Second is that I was perfectly happy having all my emotional buttons pushed so effectively, over and over again, to the point that I didn’t even care if there were more layers to the storytelling. Even if the finale had just shown us some Very Stressful Moments in which characters learned more about each other and themselves, and some flashbacks that revealed the True Horrors of That Fateful Night, and said that This Evil House is a Metaphor for Family Dysfunction, and The Ghosts That Follow You Are Your Own Self-Doubt, I would’ve gone away happy with this as an excellent TV ghost story.
But the actual finale was just beautiful. Tragic, and brutal, and scary, like I’d been expecting, but also beautiful. It somehow managed to tie all these stories together. And it did so much not with action moments or scares, but conversations. It explained why the evil of the house followed the characters into their adult lives, and it revealed that the cause wasn’t simply pure evil, but tragic love. The finale revealed that we haven’t been watching Lost, but a much more intense Finding Nemo.
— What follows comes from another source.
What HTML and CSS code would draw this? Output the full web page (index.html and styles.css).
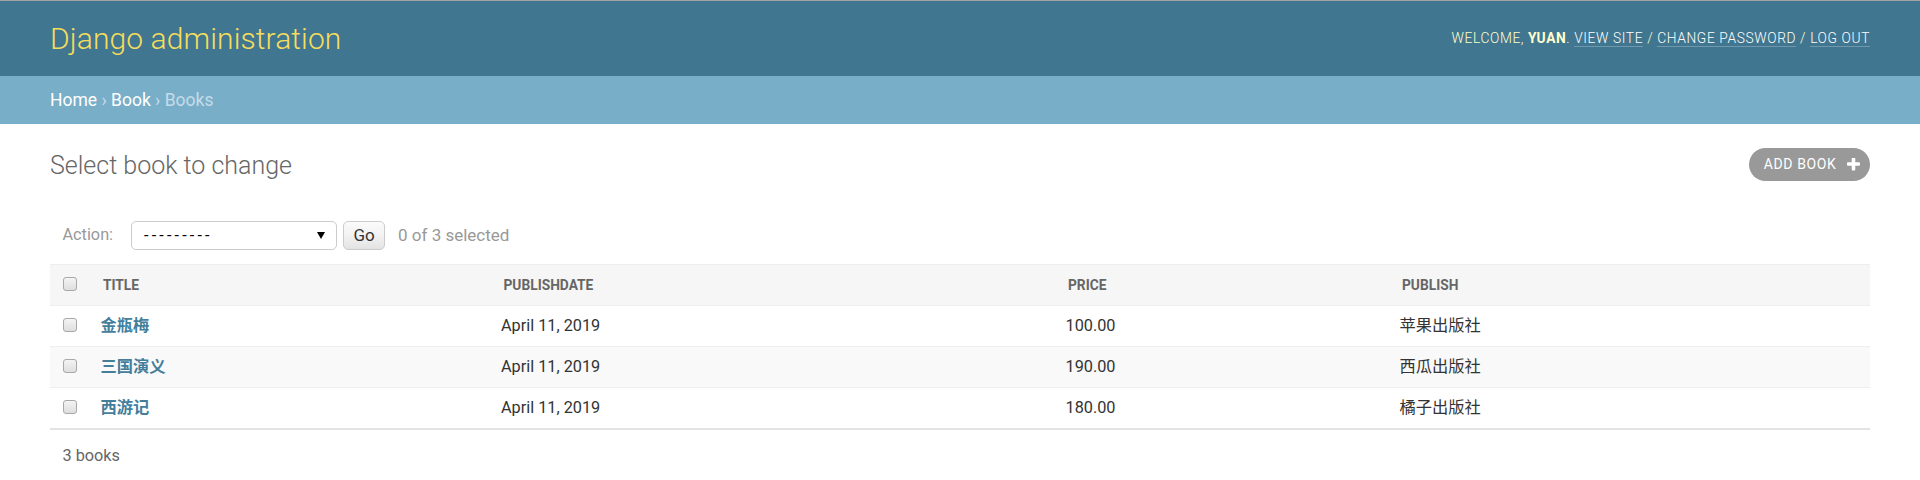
FILE: index.html
```html
<!DOCTYPE html>
<html lang="zh">
<head>
<meta charset="utf-8">
<title>Select book to change | Django site admin</title>
<link rel="stylesheet" href="styles.css">
</head>
<body>
<div class="header">
  <div class="branding">Django administration</div>
  <div class="user-tools">Welcome, <strong>yuan</strong>. <a href="#">View site</a> / <a href="#">Change password</a> / <a href="#">Log out</a></div>
</div>
<div class="breadcrumbs"><a href="#">Home</a> › <a href="#">Book</a> › Books</div>
<div class="content">
  <div class="title-row">
    <h1>Select book to change</h1>
    <a class="addlink" href="#">Add book
      <svg class="plus" viewBox="192 192 1408 1408" width="13" height="13"><path fill="#fff" d="M1600 736v192q0 40-28 68t-68 28h-416v416q0 40-28 68t-68 28h-192q-40 0-68-28t-28-68v-416h-416q-40 0-68-28t-28-68v-192q0-40 28-68t68-28h416v-416q0-40 28-68t68-28h192q40 0 68 28t28 68v416h416q40 0 68 28t28 68z"/></svg>
    </a>
  </div>
  <div class="actions">
    <span class="action-label">Action:</span>
    <span class="select"><span class="select-text">---------</span><svg class="arrow" viewBox="0 0 8 7" width="8" height="7"><path d="M0 0h8L4 7z" fill="#000"/></svg></span>
    <span class="go">Go</span>
    <span class="counter">0 of 3 selected</span>
  </div>
  <table class="results">
    <colgroup>
      <col class="c-check"><col class="c-title"><col class="c-date"><col class="c-price"><col class="c-publish">
    </colgroup>
    <thead>
      <tr>
        <th class="check"><span class="cb"></span></th>
        <th><span class="text">Title</span></th>
        <th><span class="text">Publishdate</span></th>
        <th><span class="text">Price</span></th>
        <th><span class="text">Publish</span></th>
      </tr>
    </thead>
    <tbody>
      <tr class="row1">
        <td class="check"><span class="cb"></span></td>
        <th><a href="#">金瓶梅</a></th>
        <td>April 11, 2019</td>
        <td>100.00</td>
        <td>苹果出版社</td>
      </tr>
      <tr class="row2">
        <td class="check"><span class="cb"></span></td>
        <th><a href="#">三国演义</a></th>
        <td>April 11, 2019</td>
        <td>190.00</td>
        <td>西瓜出版社</td>
      </tr>
      <tr class="row1">
        <td class="check"><span class="cb"></span></td>
        <th><a href="#">西游记</a></th>
        <td>April 11, 2019</td>
        <td>180.00</td>
        <td>橘子出版社</td>
      </tr>
    </tbody>
  </table>
  <p class="paginator">3 books</p>
</div>
</body>
</html>
```
FILE: styles.css
```css
html, body {
  margin: 0;
  padding: 0;
}
body {
  font-family: Roboto, "Noto Sans CJK SC", "DejaVu Sans", sans-serif;
  font-size: 17.5px;
  line-height: 1.32;
  color: #333;
  background: #fff;
  border-top: 1px solid #a3a3a3;
}
a {
  text-decoration: none;
}

/* Header */
.header {
  display: flex;
  justify-content: space-between;
  align-items: center;
  padding: 12.5px 50px;
  background: #417690;
  line-height: 50px;
  color: #ffc;
}
.branding {
  font-size: 30px;
  font-weight: 300;
  color: #f5dd5d;
  letter-spacing: 0.1px;
}
.user-tools {
  font-size: 13.75px;
  font-weight: 300;
  letter-spacing: 0.625px;
  text-transform: uppercase;
  color: #ffc;
  line-height: 1.32;
}
.user-tools strong {
  font-weight: 700;
}
.user-tools a {
  color: #fff;
  border-bottom: 1px solid rgba(255, 255, 255, 0.25);
}

/* Breadcrumbs */
.breadcrumbs {
  background: #79aec8;
  padding: 12.5px 50px;
  color: #c4dce8;
  font-size: 17.5px;
}
.breadcrumbs a {
  color: #fff;
}

/* Content */
.content {
  padding: 25px 50px 0;
}
.title-row {
  display: flex;
  justify-content: space-between;
  align-items: center;
  height: 33px;
  margin-bottom: 26px;
}
.title-row h1 {
  margin: 0;
  font-size: 25px;
  font-weight: 300;
  color: #666;
  line-height: 33px;
}
.addlink {
  display: flex;
  align-items: center;
  gap: 10px;
  margin-bottom: 2px;
  padding: 3.75px 10.5px 3.75px 15px;
  background: #999;
  color: #fff;
  border-radius: 18px;
  font-size: 14px;
  letter-spacing: 0.625px;
  text-transform: uppercase;
  line-height: 25.5px;
}
.plus {
  display: block;
}

/* Actions */
.actions {
  display: flex;
  align-items: center;
  padding: 12px 12.5px 13.5px;
  height: 30px;
  color: #999;
  font-size: 16.25px;
}
.action-label {
  margin-right: 18px;
}
.select {
  box-sizing: border-box;
  width: 206px;
  height: 29px;
  display: flex;
  align-items: center;
  justify-content: space-between;
  padding: 0 11px 0 12px;
  border: 1px solid #ccc;
  border-radius: 5px;
  color: #000;
  font-size: 16px;
  margin-right: 6px;
}
.select-text {
  letter-spacing: 3.2px;
}
.arrow {
  display: block;
}
.go {
  box-sizing: border-box;
  height: 29px;
  width: 42px;
  display: flex;
  align-items: center;
  justify-content: center;
  border: 1px solid #ccc;
  border-radius: 5px;
  background: linear-gradient(#fbfbfb, #f3f3f3 45%, #e3e3e3);
  color: #333;
  font-size: 17px;
  margin-right: 13px;
}
.counter {
  color: #999;
  font-size: 17px;
}

/* Table */
.results {
  width: 100%;
  table-layout: fixed;
  border-collapse: collapse;
  font-size: 16.25px;
  line-height: 20px;
}
.c-check { width: 40.5px; }
.c-title { width: 400.5px; }
.c-date { width: 564.5px; }
.c-price { width: 334px; }
.results thead th {
  background: #f6f6f6;
  border-top: 1px solid #eee;
  border-bottom: 1px solid #eee;
  color: #666;
  font-size: 13.75px;
  font-weight: 700;
  text-transform: uppercase;
  text-align: left;
  padding: 0;
  vertical-align: top;
}
.results thead th .text {
  display: block;
  padding: 10px 12.5px;
}
.results thead th.check {
  padding: 10px;
}
.results td,
.results tbody th {
  padding: 10px;
  border-bottom: 1px solid #eee;
  text-align: left;
  vertical-align: top;
  font-weight: 400;
}
.results tbody th {
  font-weight: 700;
}
.results tbody th a {
  color: #447e9b;
}
.results tbody tr:last-child td,
.results tbody tr:last-child th {
  border-bottom: 2px solid #e3e3e3;
}
.row1 { background: #fff; }
.row2 { background: #f9f9f9; }

.cb {
  display: block;
  box-sizing: border-box;
  width: 14px;
  height: 14px;
  margin: 2px 0 0 3px;
  border: 1px solid #a9a9a9;
  border-radius: 3px;
  background: linear-gradient(#f4f4f4, #dedede);
}

/* Paginator */
.paginator {
  margin: 0;
  padding: 12.5px 12.5px;
  font-size: 16.25px;
  line-height: 27.5px;
  color: #666;
}
```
Even more remarkable, it managed to keep all of its metaphors of family and personal dysfunction, but without sacrificing any of its supernatural elements. “Ghosts are a wish,” the show says, describing them as a metaphor for regrets and loss and unresolved emotions that stay with us no matter how much we try to protect ourselves and each other from them. The finale goes on to say, “Sure, they are all that. But they’re also still ghosts.”